Starfield‘s character customization screen is probably the deepest Bethesda has ever made with its RPGs, to the point that it sets a very high bar for The Elder Scrolls 6. Players can select one of many backgrounds for their characters, as well as otherwise very minor traits that do have gameplay functionalities, such as being introverted or extroverted. Among the myriad options for a given character’s appearance and general place in Starfield‘s world, players can also choose their avatar’s pronouns – which, to some, is making the game “woke” and “forcing an ideology” onto gamers.

RELATED: One Key Starfield Feature Could Be a Game-Changer For Mass Effect 4


Why Starfield’s Use of Pronouns is Making Players Refund or Boycott the Game

Starfield UC security looking surprised

Making one’s pronouns known is sometimes referred to as “the LGBTQ+ agenda,” where real-life people or video game characters are supposedly trying to convert others. Not only is this notion absurd and completely alien to what most LGBTQIA+ individuals actually want, but it’s making the use of pronouns in video games a controversy – even when those pronouns are simply there to carry out their job, which is also Starfield‘s more practical case.

The fact that players can choose pronouns in Starfield is a good thing for representation, as it’s a very simple addition that’s often non-invasive and tucked away in a menu for spacefarers to change if they so wish. Case in point, Starfield‘s customization process can even be completed without ever touching the pronoun menu, as the game will automatically choose them for players when they first start making their character, but it still gives them the option to personalize their adventurer. Not only is this a positive change from past Bethesda RPGs, but it also has its in-game uses.

At times, Starfield will address the player character in third-person rather than first-person when two or more other characters are talking about the player’s avatar, and this is why choosing a character’s pronouns actually matters. As ridiculous as the notion that pronouns are woke is, they are meant to tell others how to address an individual, be it in real life or in a game. Starfield takes customization to the next level by making it all about total freedom, and this is reflected in gamers’ ability to define every single aspect of their characters and whatever gameplay experience ensues, including something as minor as how the game talks about the main character. Some playthroughs will see a space pirate protagonist who’s interested in blowing ships up, and others will see someone never fire a gun unless necessary and instead talk their way out of trouble.

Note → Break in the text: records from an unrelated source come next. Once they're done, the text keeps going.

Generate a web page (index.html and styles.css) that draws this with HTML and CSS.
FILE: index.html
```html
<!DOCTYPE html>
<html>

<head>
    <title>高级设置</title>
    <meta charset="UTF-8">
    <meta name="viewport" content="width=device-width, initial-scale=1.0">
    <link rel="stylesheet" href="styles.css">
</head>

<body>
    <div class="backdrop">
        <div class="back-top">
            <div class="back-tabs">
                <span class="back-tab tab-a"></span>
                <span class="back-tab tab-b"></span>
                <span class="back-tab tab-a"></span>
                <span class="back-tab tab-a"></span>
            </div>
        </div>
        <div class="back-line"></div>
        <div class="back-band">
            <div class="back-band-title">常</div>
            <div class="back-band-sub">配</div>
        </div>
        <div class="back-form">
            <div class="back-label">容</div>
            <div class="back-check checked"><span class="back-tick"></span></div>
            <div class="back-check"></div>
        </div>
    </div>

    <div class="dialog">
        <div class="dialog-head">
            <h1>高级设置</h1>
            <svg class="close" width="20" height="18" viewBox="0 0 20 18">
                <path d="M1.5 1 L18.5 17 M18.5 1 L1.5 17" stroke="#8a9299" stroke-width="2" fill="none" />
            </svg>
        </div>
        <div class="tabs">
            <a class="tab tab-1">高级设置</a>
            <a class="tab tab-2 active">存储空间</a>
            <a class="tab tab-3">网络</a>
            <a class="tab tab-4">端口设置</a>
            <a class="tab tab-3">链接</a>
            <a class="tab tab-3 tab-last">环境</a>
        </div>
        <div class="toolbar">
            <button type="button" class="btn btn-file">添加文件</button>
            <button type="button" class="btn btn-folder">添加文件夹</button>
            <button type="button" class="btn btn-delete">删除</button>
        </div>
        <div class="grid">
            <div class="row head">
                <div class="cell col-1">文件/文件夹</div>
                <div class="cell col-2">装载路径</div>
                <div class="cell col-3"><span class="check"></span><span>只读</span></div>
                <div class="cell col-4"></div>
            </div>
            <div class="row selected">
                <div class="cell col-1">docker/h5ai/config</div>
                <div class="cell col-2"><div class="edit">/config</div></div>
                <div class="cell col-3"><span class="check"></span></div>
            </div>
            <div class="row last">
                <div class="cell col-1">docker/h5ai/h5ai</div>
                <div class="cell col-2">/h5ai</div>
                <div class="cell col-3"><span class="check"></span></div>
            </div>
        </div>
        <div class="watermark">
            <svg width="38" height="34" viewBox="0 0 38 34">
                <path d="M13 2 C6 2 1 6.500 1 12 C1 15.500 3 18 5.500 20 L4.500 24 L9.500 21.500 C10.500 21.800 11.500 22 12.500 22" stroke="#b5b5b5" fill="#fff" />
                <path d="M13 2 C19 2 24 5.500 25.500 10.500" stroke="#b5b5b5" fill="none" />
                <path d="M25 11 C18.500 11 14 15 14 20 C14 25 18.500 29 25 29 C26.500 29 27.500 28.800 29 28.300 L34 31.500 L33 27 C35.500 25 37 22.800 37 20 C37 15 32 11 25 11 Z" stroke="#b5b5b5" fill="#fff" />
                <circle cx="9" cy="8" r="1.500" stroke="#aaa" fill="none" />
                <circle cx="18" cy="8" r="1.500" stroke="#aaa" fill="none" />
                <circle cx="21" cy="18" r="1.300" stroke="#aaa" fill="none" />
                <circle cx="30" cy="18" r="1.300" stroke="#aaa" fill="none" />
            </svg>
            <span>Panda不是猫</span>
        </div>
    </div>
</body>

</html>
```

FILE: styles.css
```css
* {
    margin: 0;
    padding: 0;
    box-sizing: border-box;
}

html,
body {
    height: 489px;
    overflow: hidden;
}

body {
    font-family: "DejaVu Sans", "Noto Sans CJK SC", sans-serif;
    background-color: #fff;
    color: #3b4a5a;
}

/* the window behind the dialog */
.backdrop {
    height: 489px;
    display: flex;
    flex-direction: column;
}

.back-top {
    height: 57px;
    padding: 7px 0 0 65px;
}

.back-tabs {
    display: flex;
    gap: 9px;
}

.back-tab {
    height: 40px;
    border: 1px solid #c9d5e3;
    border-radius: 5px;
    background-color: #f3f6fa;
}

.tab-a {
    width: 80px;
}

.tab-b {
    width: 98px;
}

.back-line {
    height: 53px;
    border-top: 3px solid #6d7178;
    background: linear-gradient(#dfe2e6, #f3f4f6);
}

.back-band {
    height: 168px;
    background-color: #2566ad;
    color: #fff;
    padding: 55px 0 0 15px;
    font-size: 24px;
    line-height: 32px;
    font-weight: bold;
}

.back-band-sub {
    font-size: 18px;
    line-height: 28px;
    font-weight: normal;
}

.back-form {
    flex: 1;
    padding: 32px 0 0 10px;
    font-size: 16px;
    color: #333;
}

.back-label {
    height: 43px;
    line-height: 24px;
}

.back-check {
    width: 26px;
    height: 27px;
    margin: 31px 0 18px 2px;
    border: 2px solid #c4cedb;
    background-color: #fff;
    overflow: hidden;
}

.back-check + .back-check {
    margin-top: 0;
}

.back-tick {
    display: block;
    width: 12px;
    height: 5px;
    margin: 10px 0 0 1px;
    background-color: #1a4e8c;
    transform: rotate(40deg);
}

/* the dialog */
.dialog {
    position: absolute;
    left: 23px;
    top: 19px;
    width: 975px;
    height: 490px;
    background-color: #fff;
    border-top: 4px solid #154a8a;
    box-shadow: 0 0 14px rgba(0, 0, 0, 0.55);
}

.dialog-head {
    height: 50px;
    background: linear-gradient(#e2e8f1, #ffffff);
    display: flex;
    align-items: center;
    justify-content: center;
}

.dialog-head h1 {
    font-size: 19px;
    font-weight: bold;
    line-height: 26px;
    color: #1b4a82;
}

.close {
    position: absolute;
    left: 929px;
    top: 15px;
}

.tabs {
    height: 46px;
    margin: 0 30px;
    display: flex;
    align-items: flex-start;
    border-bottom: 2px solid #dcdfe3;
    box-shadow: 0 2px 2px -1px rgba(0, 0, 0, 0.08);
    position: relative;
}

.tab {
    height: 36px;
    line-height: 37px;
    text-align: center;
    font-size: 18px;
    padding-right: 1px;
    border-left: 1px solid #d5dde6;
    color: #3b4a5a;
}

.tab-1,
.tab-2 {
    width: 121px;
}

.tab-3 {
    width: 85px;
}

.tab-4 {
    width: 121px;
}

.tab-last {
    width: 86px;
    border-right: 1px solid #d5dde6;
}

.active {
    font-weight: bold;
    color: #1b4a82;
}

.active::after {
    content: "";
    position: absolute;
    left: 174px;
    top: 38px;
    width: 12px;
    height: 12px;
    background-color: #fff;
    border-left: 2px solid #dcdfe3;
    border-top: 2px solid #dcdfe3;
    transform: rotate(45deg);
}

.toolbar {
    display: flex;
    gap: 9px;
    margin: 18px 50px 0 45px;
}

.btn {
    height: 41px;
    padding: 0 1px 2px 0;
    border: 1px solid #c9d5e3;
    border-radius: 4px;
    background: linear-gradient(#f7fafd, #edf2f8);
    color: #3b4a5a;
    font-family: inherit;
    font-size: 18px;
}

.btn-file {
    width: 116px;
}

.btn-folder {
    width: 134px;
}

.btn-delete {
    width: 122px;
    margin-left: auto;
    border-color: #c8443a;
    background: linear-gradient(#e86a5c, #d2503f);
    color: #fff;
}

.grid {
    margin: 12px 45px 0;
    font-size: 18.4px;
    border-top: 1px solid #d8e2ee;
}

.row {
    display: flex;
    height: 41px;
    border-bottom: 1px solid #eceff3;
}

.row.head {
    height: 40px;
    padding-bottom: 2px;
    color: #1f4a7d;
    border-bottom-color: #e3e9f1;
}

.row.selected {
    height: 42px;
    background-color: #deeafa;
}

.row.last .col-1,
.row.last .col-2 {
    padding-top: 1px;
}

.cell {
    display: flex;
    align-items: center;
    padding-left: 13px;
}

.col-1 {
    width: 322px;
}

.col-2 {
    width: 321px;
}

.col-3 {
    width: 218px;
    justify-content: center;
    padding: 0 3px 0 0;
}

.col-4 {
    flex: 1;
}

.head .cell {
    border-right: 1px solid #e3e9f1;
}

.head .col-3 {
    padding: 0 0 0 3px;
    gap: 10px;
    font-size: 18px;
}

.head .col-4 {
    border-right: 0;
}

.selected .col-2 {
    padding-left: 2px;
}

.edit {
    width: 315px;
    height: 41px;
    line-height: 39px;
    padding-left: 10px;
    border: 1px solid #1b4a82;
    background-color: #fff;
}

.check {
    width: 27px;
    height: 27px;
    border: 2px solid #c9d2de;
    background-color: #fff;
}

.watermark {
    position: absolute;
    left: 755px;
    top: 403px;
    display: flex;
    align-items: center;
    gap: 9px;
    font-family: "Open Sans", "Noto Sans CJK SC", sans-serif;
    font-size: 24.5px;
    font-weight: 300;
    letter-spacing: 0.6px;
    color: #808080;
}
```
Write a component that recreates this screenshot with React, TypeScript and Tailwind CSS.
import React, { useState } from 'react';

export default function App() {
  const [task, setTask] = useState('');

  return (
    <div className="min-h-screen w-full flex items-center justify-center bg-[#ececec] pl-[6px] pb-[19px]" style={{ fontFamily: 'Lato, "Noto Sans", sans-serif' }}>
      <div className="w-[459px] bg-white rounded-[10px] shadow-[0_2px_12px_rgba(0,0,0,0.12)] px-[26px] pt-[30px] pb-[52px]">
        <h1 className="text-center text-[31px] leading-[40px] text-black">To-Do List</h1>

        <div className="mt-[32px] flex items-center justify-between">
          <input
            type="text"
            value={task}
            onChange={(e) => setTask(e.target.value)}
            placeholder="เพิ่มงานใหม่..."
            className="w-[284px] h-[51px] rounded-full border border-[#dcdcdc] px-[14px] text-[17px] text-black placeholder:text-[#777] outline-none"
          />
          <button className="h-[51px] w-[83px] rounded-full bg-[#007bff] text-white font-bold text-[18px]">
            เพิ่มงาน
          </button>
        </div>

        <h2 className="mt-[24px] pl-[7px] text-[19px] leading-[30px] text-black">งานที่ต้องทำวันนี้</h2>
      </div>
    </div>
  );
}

This is why the actual RPG experience in Starfield is so important for the industry’s future. However, the game is being boycotted or refunded by those who feel Bethesda is trying to bring politics into a title, depriving them of their escapism or immersion. This approach also translates into little acceptance of diversity in Starfield, such as trans characters being seen as further “proof” of the game trying to shove a given ideology down players’ throats when it’s just something the game needs for some scenes to work. And beyond that bare-level definition of a pronoun, it enables even more choice for players to be who they are or want to be, which is apparently a bad thing to some folks.

Starfield launches September 6 for PC and Xbox Series X/S.